Andrea Mayer über den Wert von Kultur
Kunst und Kultur seien Werte abseits des rein Ökonomischen, meint Andrea Mayer. Die Kunststaatssekretärin im Interview über den Finanzminister, faire Bezahlung und die Gehälter der Museumsdirektoren.
Nach dem Rücktritt von Ulrike Lunacek (Grüne), der es nicht vergönnt war, der Kulturbranche wirtschaftlich durch die Corona-Krise zu helfen, stand sie bereit: Andrea Mayer. Die Kulturexpertin wechselte von der Hofburg, wo sie die Kanzlei von Bundespräsident Alexander Van der Bellen leitete, auf den Concordiaplatz. Der dort ansässigen Kunst- und Kultursektion des Bundes stand Mayer schon einmal zwischen 2015 und 2017 als Sektionschefin vor, nun ist sie als neue Staatssekretärin auch politisch verantwortlich.

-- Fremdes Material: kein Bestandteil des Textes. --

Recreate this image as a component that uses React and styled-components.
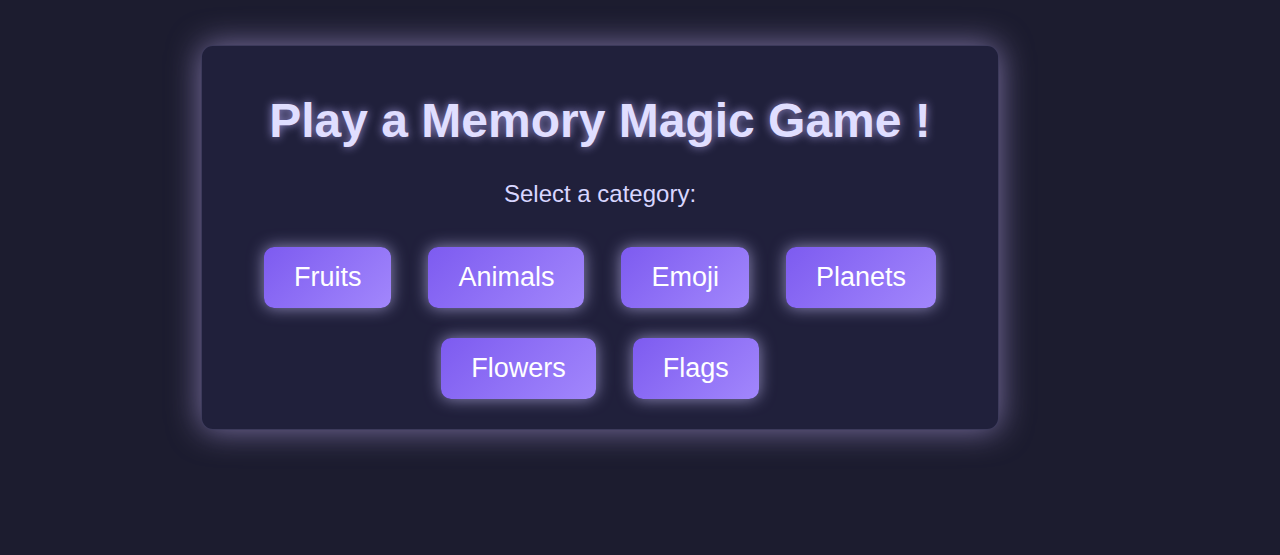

Drei Wochen ist sie im Amt, und seither ist viel passiert: Kultur darf eingeschränkt wieder stattfinden, die Finanzhilfen werden auf neue Beine gestellt. Mit über die Krisenbewältigung hinausgehenden Ideen hält sich Mayer im Interview noch zurück. Zum kulturpolitischen Regierungsabkommen bekennt sie sich aber vollinhaltlich. Und schon nächste Woche will sie neue Erleichterungen im Kulturbereich präsentieren.
STANDARD: Sie haben die Politik als Spitzenbeamtin viele Jahre backstage kennengelernt, nun stehen Sie selbst auf der Bühne: Ist das befreiend oder beängstigend? Mayer: Es ist jedenfalls eine große Veränderung, in der ersten Reihe zu stehen. Ich empfinde sehr viel Freude, dass man in dieser besonderen Phase für Kunst und Kultur viel zum Positiven bewirken kann. Aber natürlich verspüre ich auch die große Verantwortung und die große Erwartungshaltung.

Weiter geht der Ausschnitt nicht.